[LINK] "Serbs Turn Back to Arms for Money"
Feb. 3rd, 2011 11:11 pmSerbia's arms industry is flourishing, Inter Press Service's Vesna Peric Zimonjic reports.
During the Cold War, the Yugoslav People's Army was quite large, with some of the largest ground and air forces (regular and reserve) in Cold War Europe, and possessed a very large industrial base in keeping with Yugoslavia's doctrine of military self-sufficiency. Interestingly, it appears that future Serbian arms exports will depend on the restoration of those same pan-Yugoslav military industries.
A long-running joke in Serbia goes that the country’s most successful export products are berries, grains, maize, and world-renowned tennis players like Novak Djokovic and Jelena Jankovic.
But things appear differently when one takes a look at the country’s economic statistics, which show that there is one profoundly stable and steadily rising industry in Serbia: the military industry, which has witnessed an export growth of 30 percent annually, providing jobs for close to 9,000 workers.
"We've sold this year's production of our sniper rifles in advance," Rade Gromovic, head of the Zastava weapons factory, told IPS. The factory is situated in the central Serbian town of Kragujevac and specialises in rifle production for both military and civilian purposes.
"Our prime export items are machine guns, submachine guns, automatic rifles, CZ 999 pistols, and automatic or semi-automatic snipers," he added. The factory has been licensed by the United Nations (UN); most of its products are used by UN peace-keeping forces in Iraq, Afghanistan, and several African countries, Gromovic said. In several meetings with journalists earlier this month, Serbian Defence Minister Dragan Sutanovac explained that the major export products of the military industry are "ammunition… M-92 automatic machine guns and M- 84, gunpowder, rocket fuel, explosives, bullet-proof vests and protective body armour, and the training aircraft ‘Lasta’ (sparrow)."
Sutanovac stated that the annual figure of exports rose from 75 million dollars in 2007 to 183 million dollars in 2008, and again, to 246 million dollars in 2009.
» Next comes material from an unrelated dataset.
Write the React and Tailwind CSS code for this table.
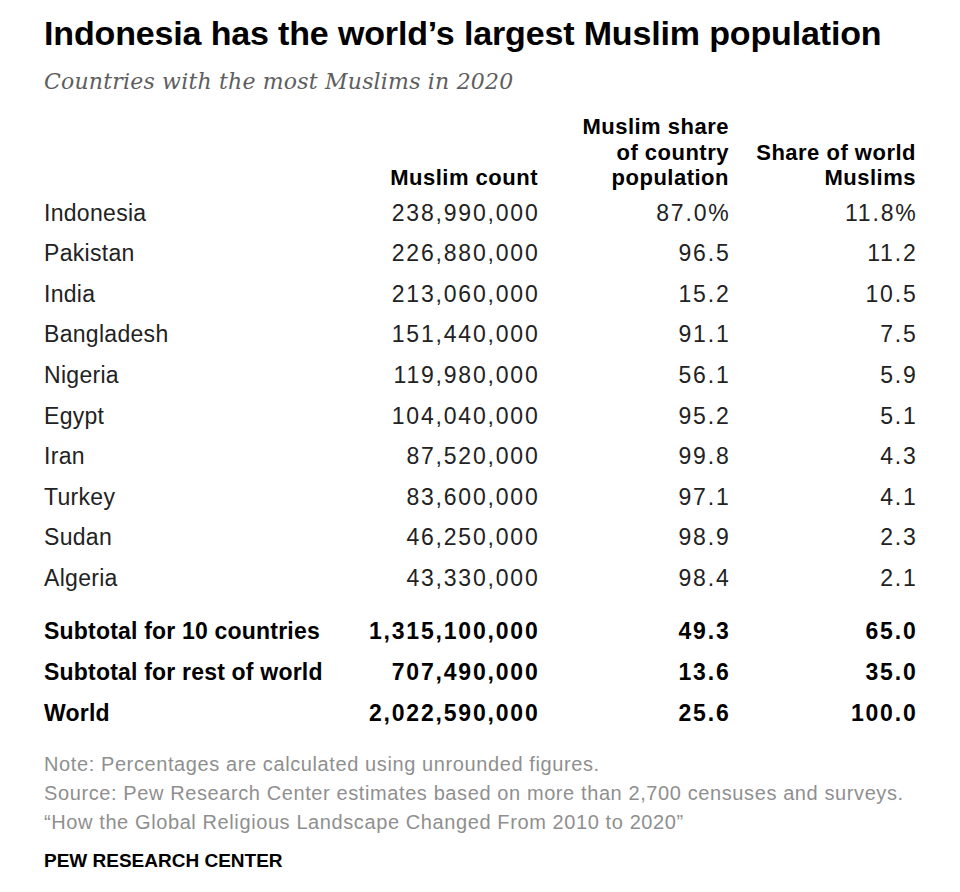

During the Cold War, the Yugoslav People's Army was quite large, with some of the largest ground and air forces (regular and reserve) in Cold War Europe, and possessed a very large industrial base in keeping with Yugoslavia's doctrine of military self-sufficiency. Interestingly, it appears that future Serbian arms exports will depend on the restoration of those same pan-Yugoslav military industries.
This year may witness big ventures for Serbia: it is close to signing a 500 million dollar agreement to build a military hospital in at least one Arab country; three military factories are to be built in Algeria; and Sutanovac said that he hopes Serbia will win a 400 million dollar contract to modernise 150 M-84 tanks that Yugoslavia exported to Kuwait in 1991.
The tanks were typical of former Yugoslav cooperation, as they were assembled in Croatia from components made throughout the federation. Now the ties are being restored, and Serbian, Bosnian, and Macedonian arms companies are working together. A Serbia-Croatia defence agreement signed in June also envisages co-operation.
If Serbia wins the Kuwait contract, Sutanovac said, some of the work will most likely be shared between Bosnian, Croatian, and Slovene companies - a cooperative effort that looks forward, to the future.